Retirees who planned to live off interest income found themselves forced back into the job market or compelled to take investment risks they couldn't afford. Young adults learned to view saving money as foolish rather than virtuous.
The policy also contributed to massive wealth inequality, as asset prices soared while wage growth stagnated. Those who owned stocks and real estate benefited enormously from cheap money, while those who relied on earned income and savings fell further behind.
The Return of Interest Rates
Starting in 2022, the Fed began raising interest rates aggressively to combat inflation. Suddenly, savings accounts began paying 4-5% again — rates that seemed impossibly generous to younger savers but merely adequate to those who remembered the 1980s.

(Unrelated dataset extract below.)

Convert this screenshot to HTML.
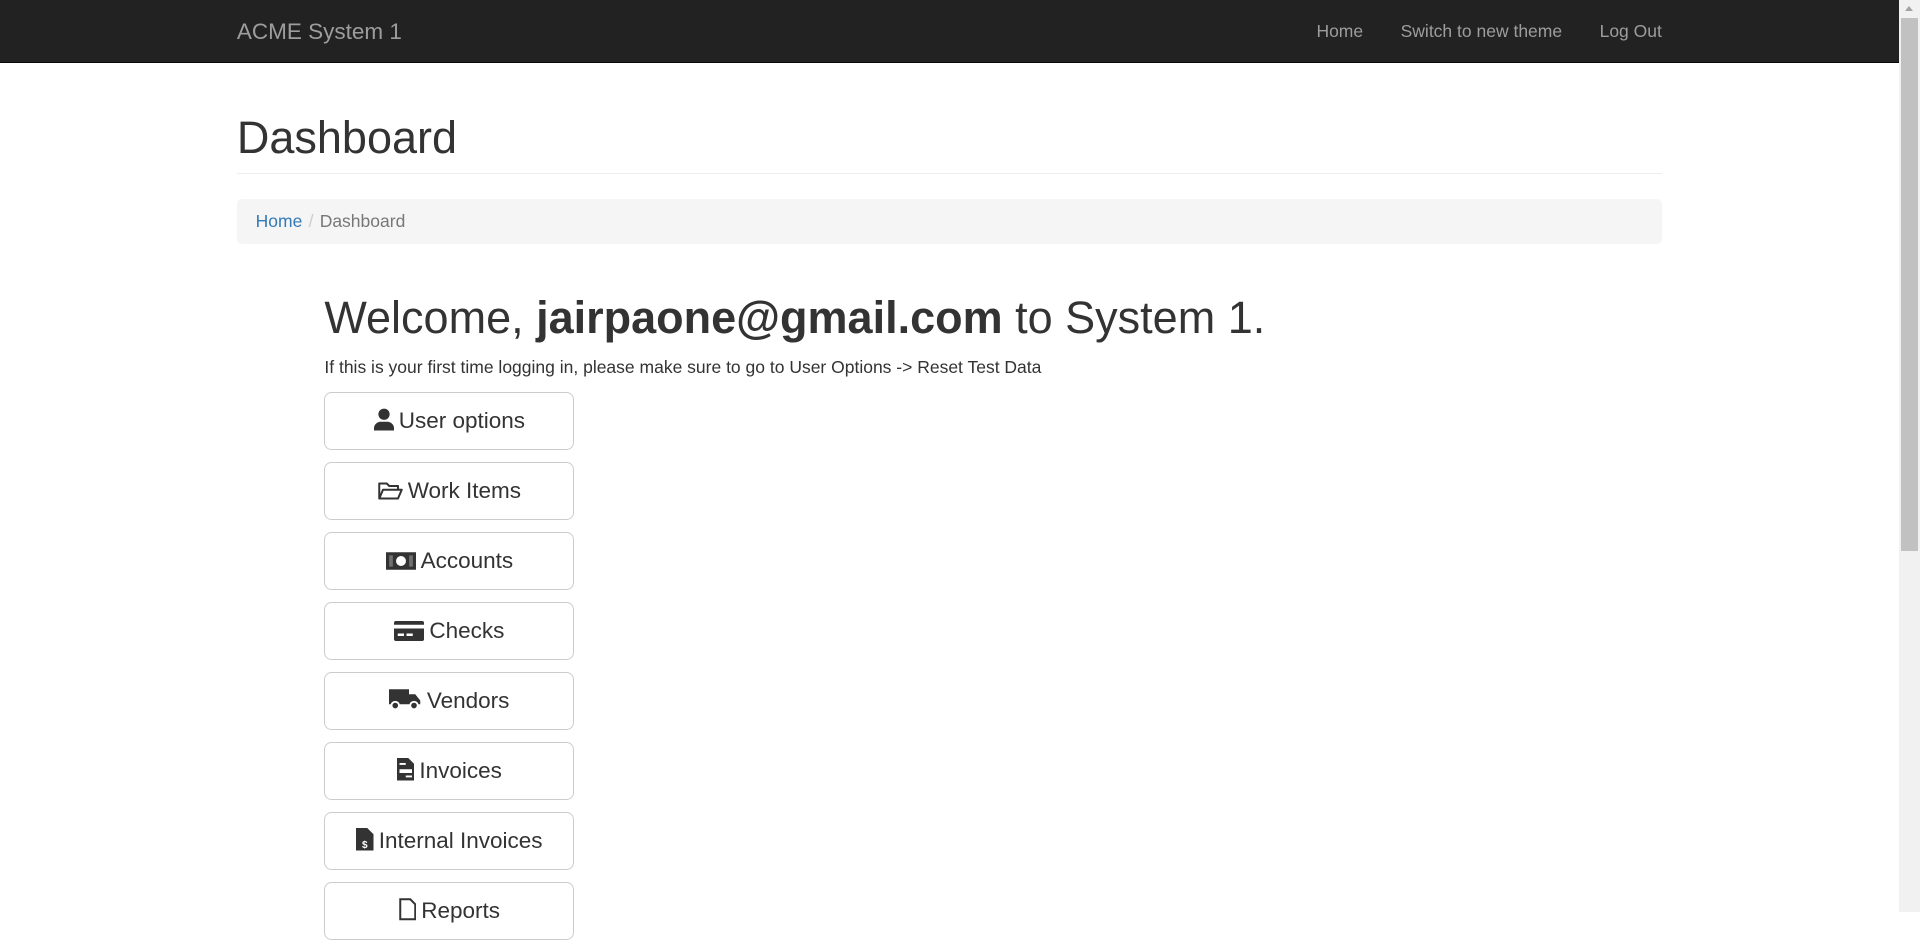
<!DOCTYPE html>
<html><head><meta charset="utf-8"><style>
html{zoom:1.25;overflow:hidden}
body{margin:0;font-family:"Liberation Sans",Arial,sans-serif;font-size:14px;line-height:1.42857;color:#333;background:#fff}
.page{width:1519px;position:relative}
.nav{height:50px;background:#222;border-bottom:1px solid #080808;box-sizing:border-box;position:relative}
.wrap{width:1140px;margin:0 auto;position:relative}
.brand{position:absolute;left:0;top:15px;font-size:18px;line-height:20px;color:#9d9d9d}
.links{position:absolute;right:0;top:15px;line-height:20px;color:#9d9d9d}
.links span{margin-left:30px}
.ph{margin:40px 0 20px;padding-bottom:9px;border-bottom:1px solid #eee}
.ph h1{margin:0;font-size:36px;font-weight:500;line-height:1.1}
.bc{background:#f5f5f5;border-radius:4px;padding:8px 15px;margin-bottom:20px}
.bc a{color:#337ab7}
.bc .s{color:#ccc;padding:0 5px}
.bc .a{color:#777}
.main{margin-left:70px}
.main h1{margin:39px 0 10px;font-size:36px;font-weight:500;line-height:1.1}
.main p{margin:0 0 10px}
.btn{width:200px;height:46px;box-sizing:border-box;border:1px solid #ccc;border-radius:6px;font-size:18px;line-height:44px;text-align:center;margin-bottom:10px;color:#333}
.btn svg{vertical-align:-2px;margin-right:4px}
.sb{position:fixed;left:1519px;top:0;width:17px;height:100%;background:#f1f1f1}
.sb .th{position:absolute;left:2px;right:2px;top:14px;height:427px;background:#c1c1c1}
.sb .ar{position:absolute;left:5px;top:5px;width:0;height:0;border-left:3.5px solid transparent;border-right:3.5px solid transparent;border-bottom:4px solid #a3a3a3}
</style></head><body>
<div class="page">
<div class="nav"><div class="wrap"><div class="brand">ACME System 1</div>
<div class="links"><span>Home</span><span>Switch to new theme</span><span>Log Out</span></div></div></div>
<div class="wrap">
<div class="ph"><h1>Dashboard</h1></div>
<div class="bc"><a>Home</a><span class="s">/</span><span class="a">Dashboard</span></div>
<div class="main">
<h1>Welcome, <b>jairpaone@gmail.com</b> to System 1.</h1>
<p>If this is your first time logging in, please make sure to go to User Options -&gt; Reset Test Data</p>
<div class="btn"><svg width="16" height="18" viewBox="0 0 16 18"><circle cx="8" cy="5" r="4.5" fill="#333"/><path d="M0 18v-2c0-3 3-5 5-5h6c2 0 5 2 5 5v2z" fill="#333"/></svg>User options</div>
<div class="btn"><svg width="20" height="16" viewBox="0 0 20 16"><path d="M1 14V2h6l2 2h7v3M1 14l3-7h15l-3 7z" fill="none" stroke="#333" stroke-width="1.6" stroke-linejoin="round"/></svg>Work Items</div>
<div class="btn"><svg width="24" height="16" viewBox="0 0 24 16"><rect x="0" y="1" width="24" height="14" fill="#333"/><circle cx="12" cy="8" r="4" fill="#fff"/><rect x="2.5" y="3.5" width="3" height="9" fill="#fff" opacity=".3"/><rect x="18.5" y="3.5" width="3" height="9" fill="#fff" opacity=".3"/></svg>Accounts</div>
<div class="btn"><svg width="24" height="16" viewBox="0 0 24 16"><rect x="0" y="0" width="24" height="16" rx="1.5" fill="#333"/><rect x="0" y="3" width="24" height="3" fill="#fff"/><rect x="3" y="10" width="5" height="2" fill="#fff"/><rect x="10" y="10" width="5" height="2" fill="#fff"/></svg>Checks</div>
<div class="btn"><svg width="26" height="18" viewBox="0 0 26 18"><path d="M0 1h16v12H0zM16 5h5l4 5v3h-9z" fill="#333"/><circle cx="5" cy="14" r="3" fill="#333" stroke="#fff" stroke-width="1.5"/><circle cx="20" cy="14" r="3" fill="#333" stroke="#fff" stroke-width="1.5"/></svg>Vendors</div>
<div class="btn"><svg width="14" height="18" viewBox="0 0 14 18"><path d="M0 0h9l5 5v13H0z" fill="#333"/><rect x="2" y="4" width="5" height="1.5" fill="#fff"/><rect x="2" y="9" width="10" height="3" fill="#fff"/><rect x="7" y="14" width="5" height="1.5" fill="#fff"/></svg>Invoices</div>
<div class="btn"><svg width="14" height="18" viewBox="0 0 14 18"><path d="M0 0h9l5 5v13H0z" fill="#333"/><text x="7" y="16" font-size="8" fill="#fff" text-anchor="middle" font-family="Liberation Sans" font-weight="bold">$</text></svg>Internal Invoices</div>
<div class="btn"><svg width="14" height="18" viewBox="0 0 14 18"><path d="M1 1h8l4 4v12H1z" fill="none" stroke="#333" stroke-width="1.6"/></svg>Reports</div>
</div></div></div>
<div class="sb"><div class="ar"></div><div class="th"></div></div>
</body></html>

This return to positive real interest rates represents more than just better savings returns. It's a restoration of the basic financial principle that money should grow over time, even without active management or market risk.
For the first time in over a decade, the old advice — "save your money" — makes mathematical sense again. A high-yield savings account paying 5% provides meaningful wealth building without requiring investment expertise or risk tolerance.
Lessons from the Lost Decade
The era of zero interest rates taught Americans important lessons about diversification, inflation, and the risks of cash. But it also severed the connection between saving and wealth building that had existed for generations.
Your grandparents could achieve financial security through simple discipline: spend less than you earn, save the difference, and let compound interest do the work. It wasn't exciting, but it was reliable and accessible to anyone with steady income.
That reliability created a foundation for long-term planning that modern savers lack. When you know your money will grow predictably, you can make confident decisions about major purchases, retirement timing, and financial goals.
The return of meaningful interest rates offers an opportunity to rebuild that foundation — but only if we remember the lessons from when saving money actually worked. Sometimes the most boring financial strategy is also the most powerful.